Выбрать главу

Ребята, Мишины знакомые, рассказывали среди прочих пикантных историй, одну из ряда вон. Как-то раз два друга пригласили её к себе поразвлечся. И вот, когда поразвлеклись, а вернее, когда уже заканчивали «развлечение», она вдруг начала исполнять такое, что им стало не по себе. В абсолютном неглиже ей хотелось становиться в позу мостика, — что она и пыталась делать, — это у неё получалось не самым лучшим образом и, — неизвестно, то ли оттого, что не получалось, то ли не от этого, — она при этом стала вопить каким-то мерзким надрывающимся голосом, похожим как хрюкает свинья и рычит зверь — одновременно. Слов никаких она этим голосом не произносила, а просто выражала какую-то дикую эмоцию. Что это была за эмоция — тоже было непонятно, — то ли ей было плохо, то ли хорошо.

История эта разошлась очень широко, а вскоре стали появляться и новые, — менее ошеломительные, но тоже странные. Господа студенты, проводившие с ней время, стали повествовать одни и те же «пьесы». «Пьесы» эти были так похожи одна на другую, так что некоторые слушавшие стали сомневаться, дескать это есть одна и та же сцена, а те, кто на самом деле не был с ней, но очень хотел бы, просто перевирает чужие слова. Но такое мнение было несправедливым, так как умница действительно стала как бы тренировать своего некого, живущего в ней зверя рычать и орать.

В эти следующие свои экзорцистские припадки, когда по обычаю развлечение подходило уже к концу, она деликатно спрашивала у развлекающегося с ней: можно ли ей «покричать»? И развлекающиеся все как один замечали на этот счёт, когда рассказывали потом друзьям, что думали, будто ей охота по-женски простонать, как и водится. Они разумеется давали ей полное разрешение и та начинала по-зверски вопить, видимо, находя в криках какое-то высшее удовольствие, ну или какое-то дополнительное удовольствие к физическому. Так же все как один ужасались и думали, что она сошла с ума, наблюдая её безумие. Некоторые просто смотрели открыв рот, другие пытались бить по щекам, дабы привести её в приличные чувства.

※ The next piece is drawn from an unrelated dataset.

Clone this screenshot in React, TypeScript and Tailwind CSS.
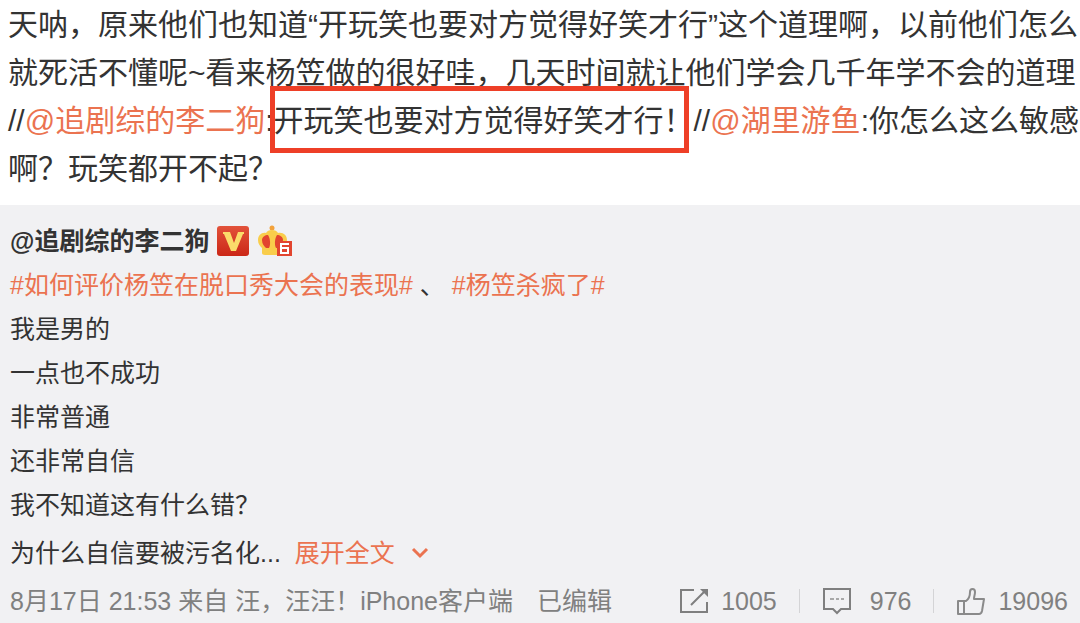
import React from "react";

interface ActionProps {
  label: string;
  count: string;
  children: React.ReactNode;
  className?: string;
}

const bodyLines = ["我是男的", "一点也不成功", "非常普通", "还非常自信", "我不知道这有什么错？"];

const Mention: React.FC<{ name: string }> = ({ name }) => (
  <a href="#user" className="text-[#eb7350]">
    @{name}
  </a>
);

const Topic: React.FC<{ name: string }> = ({ name }) => (
  <a href="#topic" className="text-[#eb7350]">
    #{name}#
  </a>
);

const VerifiedBadge = () => (
  <svg width="32" height="30" viewBox="0 0 32 30" role="img" aria-label="verified">
    <defs>
      <linearGradient id="badge" x1="0" y1="0" x2="0" y2="1">
        <stop offset="0" stopColor="#e2523a" />
        <stop offset="1" stopColor="#cb2717" />
      </linearGradient>
    </defs>
    <rect width="32" height="30" rx="3" fill="url(#badge)" />
    <path d="M6 6h7l4 11 4-11h6v2h-1L19 25h-5L7 8H6z" fill="#fbdc6a" />
  </svg>
);

const CrownBadge = () => (
  <svg width="36" height="32" viewBox="0 0 36 32" role="img" aria-label="member">
    <circle cx="15" cy="3" r="2.500" fill="#f3a23b" />
    <path
      d="M15 5c3 0 5 1 6 3 5-1 9 2 9 7 0 4-2 6-4 8v5c0 1-1 2-3 2H8c-2 0-3-1-3-2v-5c-2-2-4-4-4-8 0-5 4-8 8-7 1-2 3-3 6-3z"
      fill="#f9cd4b"
    />
    <path d="M11 10c2 3 3 9 1 13H9c-2-2-4-4-4-8 0-3 3-5 6-5z" fill="#e2452f" />
    <path d="M20 10c-2 3-3 9-1 13h3c2-2 4-4 4-8 0-3-3-5-6-5z" fill="#e2452f" />
    <rect x="20" y="16" width="15" height="15" fill="#e2452f" />
    <path d="M32 19h-8v9h7v-5h-7" fill="none" stroke="#fff" strokeWidth="2" />
  </svg>
);

const ShareIcon = () => (
  <svg width="30" height="26" viewBox="0 0 30 26" fill="none" stroke="#7f7f7f" strokeWidth="2">
    <path d="M15 2H2v22h26V14M12 17L26 3" />
    <path d="M21 1h8v8z" fill="#7f7f7f" stroke="none" />
  </svg>
);

const CommentIcon = () => (
  <svg width="30" height="28" viewBox="0 0 30 28" fill="none" stroke="#7f7f7f" strokeWidth="2">
    <path d="M2 2h26v20h-9l-4 4-4-4H2z" />
    <path d="M8 12h4m2 0h3m2 0h3" stroke="#a8a8a8" />
  </svg>
);

const LikeIcon = () => (
  <svg
    width="30"
    height="29"
    viewBox="0 0 30 29"
    fill="none"
    stroke="#8a8a8a"
    strokeWidth="2"
    strokeLinejoin="round"
  >
    <path d="M2 14h6v13H2zM8 14h2c3-2 4-5 4-9 0-4 5-4 5 0 0 3-1 4-1 7h10l-2 12c-.5 2-1 3-3 3H8" />
  </svg>
);

const Action: React.FC<ActionProps> = ({ label, count, children, className = "gap-3" }) => (
  <button type="button" aria-label={`${label} ${count}`} className={`flex cursor-pointer items-center ${className}`}>
    {children}
    <span>{count}</span>
  </button>
);

export default function App() {
  return (
    <article className="min-h-screen overflow-hidden bg-[#f1f1f3] font-['Liberation_Sans','Noto_Sans_CJK_SC',sans-serif] text-[25px] leading-[44px] whitespace-nowrap text-[#333]">
      <p className="bg-white pt-px pb-3 pl-2 text-[30px] leading-[48px]">
        天呐，原来他们也知道“开玩笑也要对方觉得好笑才行”这个道理啊，以前他们怎么
        <br />
        就死活不懂呢~看来杨笠做的很好哇，几天时间就让他们学会几千年学不会的道理
        <br />
        //
        <Mention name="追剧综的李二狗" />:
        <span className="relative">
          开玩笑也要对方觉得好笑才行！
          <span className="absolute -top-[18px] right-1 -bottom-4 -left-[3px] border-[5px] border-[#ee3f27]" />
        </span>
        //
        <Mention name="湖里游鱼" />
        :你怎么这么敏感
        <br />
        啊？玩笑都开不起？
      </p>

      <section className="px-[10px] pt-[14px]">
        <header className="flex items-center gap-2">
          <a href="#user" className="font-bold">
            @追剧综的李二狗
          </a>
          <VerifiedBadge />
          <CrownBadge />
        </header>
        <p>
          <Topic name="如何评价杨笠在脱口秀大会的表现" /> 、 <Topic name="杨笠杀疯了" />
        </p>
        {bodyLines.map((line) => (
          <p key={line}>{line}</p>
        ))}
        <p className="flex items-center leading-[52px]">
          为什么自信要被污名化...
          <button type="button" className="ml-[14px] flex cursor-pointer items-center gap-4 text-[#eb7350]">
            展开全文
            <svg width="18" height="12" viewBox="0 0 18 12" fill="none" stroke="#eb7350" strokeWidth="3">
              <path d="M2 2l7 7 7-7" />
            </svg>
          </button>
        </p>
        <footer className="flex items-center justify-between text-[#808080]">
          <div>
            <a href="#post">8月17日 21:53</a> 来自 <a href="#source">汪，汪汪！iPhone客户端</a>
            <span className="ml-6">已编辑</span>
          </div>
          <div className="flex items-center gap-[22px] pr-[2px]">
            <Action label="转发" count="1005">
              <ShareIcon />
            </Action>
            <span className="h-6 w-px bg-[#d4d4d6]" />
            <Action label="评论" count="976" className="gap-[18px]">
              <CommentIcon />
            </Action>
            <span className="h-6 w-px bg-[#d4d4d6]" />
            <Action label="赞" count="19096">
              <LikeIcon />
            </Action>
          </div>
        </footer>
      </section>
    </article>
  );
}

Без чувств — вернее, как бы без них — она была лишь однажды, это в тот раз, который мы описали первым, — тогда она даже сама испугалась и после своего озверения то плакала (настоящими слезами), то смеялась таким осторожным смехом, как когда человек, например выигрывает приз в лотерею и побаивается, что это может оказаться неправдой. Теперь же, проорав мерзким голосом, каким только могла, она затем улыбалась тоненькой улыбкой, довольно щуря глазки, и вовсе не плача, и давая понять любовнику (или любовникам), что с ней очень даже всё хорошо, и, может быть, даже лучше, чем с кем бы то ни было.

2

Прошло сколько-то лет и Миша повзрослел. Он добился всего, чего только мог. И случилось в стране всем известное событие — мобилизация. При его финансах и кой-каких связях он бы мог попробовать дать взятку, но не стал, и по получении повестки, с лёгкой дрожью в груди отправился в назначенное число месяца в военкомат.

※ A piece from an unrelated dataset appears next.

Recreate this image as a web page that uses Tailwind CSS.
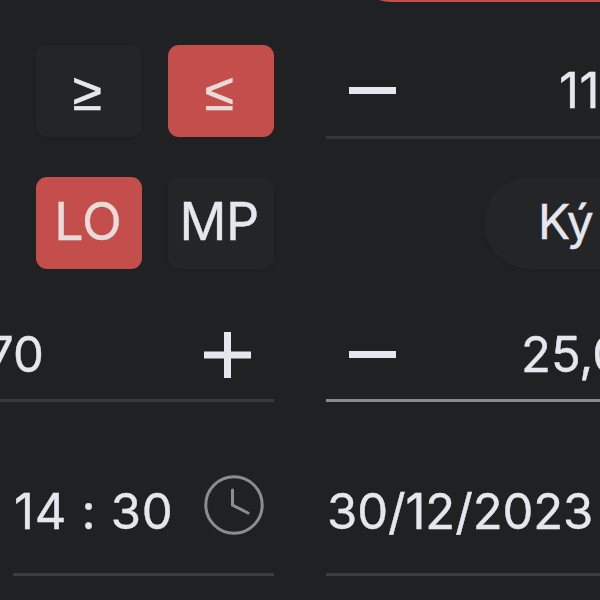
<!DOCTYPE html>
<html lang="vi">
<head>
    <meta charset="UTF-8">
    <title>Form</title>
    <script src="https://cdn.jsdelivr.net/npm/@tailwindcss/browser@4"></script>
</head>
<body class="bg-[#202123] overflow-hidden">

<div class="flex w-[600px] h-[600px] overflow-hidden font-['Inter','Liberation_Sans',sans-serif] [-webkit-text-stroke:0.4px] text-[49px] leading-none text-[#e6e6ee] whitespace-nowrap">

    <!-- left column -->
    <div class="w-[274px] shrink-0 flex flex-col pt-[45px]">
        <div class="flex justify-end gap-[26px] text-[53px] font-['Liberation_Sans',sans-serif] [-webkit-text-stroke:0.7px]">
            <button class="w-[106px] h-[92px] rounded-[11px] bg-[#242527] shadow-sm flex items-center justify-center pr-1">≥</button>
            <button class="w-[106px] h-[92px] rounded-[11px] bg-[#c34e4b] text-[#e8dcd8] flex items-center justify-center pr-1">≤</button>
        </div>
        <div class="flex justify-end gap-[26px] mt-10 text-[52px]">
            <button class="w-[106px] h-[92px] rounded-[11px] bg-[#c34e4b] text-[#e8dcd8] flex items-center justify-center pb-0.5 pr-0.5">LO</button>
            <button class="w-[106px] h-[92px] rounded-[11px] bg-[#242527] shadow-sm flex items-center justify-center pb-0.5 pr-1 tracking-[-0.5px]">MP</button>
        </div>
        <div class="flex items-center justify-between h-[94px] mt-[39px] pt-0.5 pr-[23px] border-b-3 border-[#38393b]">
            <span class="-ml-3.5">70</span>
            <svg class="w-[48px] h-[48px]" viewBox="0 0 48 48" fill="none" stroke="currentColor" stroke-width="7">
                <path d="M1 24H48M24.5 1V47"/>
            </svg>
        </div>
        <div class="flex items-center justify-between h-[134px] mt-10 ml-[13px] pr-[10px] border-b-3 border-[#3d3d3f]">
            <span class="pt-2 pl-px tracking-[0.7px]">14 : 30</span>
            <svg class="w-[60px] h-[60px] mb-[5px]" viewBox="0 0 60 60" fill="none" stroke="#8d8d8e" stroke-width="3" stroke-linecap="round">
                <circle cx="30" cy="30" r="28.2"/>
                <path d="M28.5 15V30L44 38"/>
            </svg>
        </div>
    </div>

    <!-- right column -->
    <div class="w-[274px] shrink-0 ml-[52px] flex flex-col">
        <div class="h-[45px] pl-[20px]">
            <div class="h-[2px] w-[300px] overflow-hidden flex items-end">
                <div class="w-full h-[92px] shrink-0 rounded-[46px] bg-[#c34e4b]"></div>
            </div>
        </div>
        <div class="flex items-center h-[94px] pl-[23px] border-b-3 border-[#343537]">
            <div class="w-[47px] h-[7px] bg-current shrink-0"></div>
            <span class="ml-[163px] tracking-[0.5px]">11</span>
        </div>
        <div class="h-[92px] mt-[38px] ml-[158px] w-[200px] rounded-full bg-[#242527] shadow-sm flex items-center pl-[54px] pb-0.5 text-[48px] tracking-[-1.5px]">Ký</div>
        <div class="flex items-center h-[94px] mt-[39px] pt-0.5 pl-[23px] border-b-3 border-[#8a8a8b]">
            <div class="w-[47px] h-[7px] bg-current shrink-0"></div>
            <span class="ml-[125px]">25,0</span>
        </div>
        <div class="flex items-center h-[134px] mt-10 border-b-3 border-[#3d3d3f]">
            <span class="pt-2 pl-px tracking-[-0.1px]">30/12/2023</span>
        </div>
    </div>
</div>

</body>
</html>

Оставим ту сторону его жизни, как изменила его война. Скажем только, что его не убило, хоть он и был два раза серьёзно ранен, но пришёл он с войны с ногами и руками… На службе он познакомился с одним славным тридцатилетним мужичком. Этот мужичок был военный по контракту, и воевал сразу после армии всю свою взрослую жизнь. Они подружились с Мишей во-первых на почве того, что толстоватый, круглолицый этот контрактник был почти земляк Мише, а во-вторых и просто понравились друг другу по характерам.

Когда война закончилась, то они пообещали сохранить дружбу. Обещание своё первым подтвердил толстячок и месяца через три, как он ушёл в отставку, устав от бесконечных взрывов и постоянного риска, позвонил Мише и пригласил на свою свадьбу. Миша, разумеется, с радостью согласился и в назначенное число приехал вместе с своей гражданской женой, с которой не успел до войны официально войти в брак, и которая верой и правдой ждала его несколько лет.

Свадьбу собирались гулять по-простому — в собственном доме толстячка. Миша, приехав к толстячку на свадьбу, немного заплутал на своей машине, пока искал его дом по незнакомым улицам. И тут произошёл некоторый эксцесс… Он долго доверял навигатору, который наконец завёл его в непроходимые какие-то дебри, — напротив домов почти не было дороги, а была только поляна шириной с дорогу, — очевидно было, что люди на автомобилях здесь нечастые гости. Миша проехал до того дома, где смог увидеть на нём и название улицы, и номер, и возле него остановился, чтобы позвонить другу и в разговоре найти наконец правильный путь.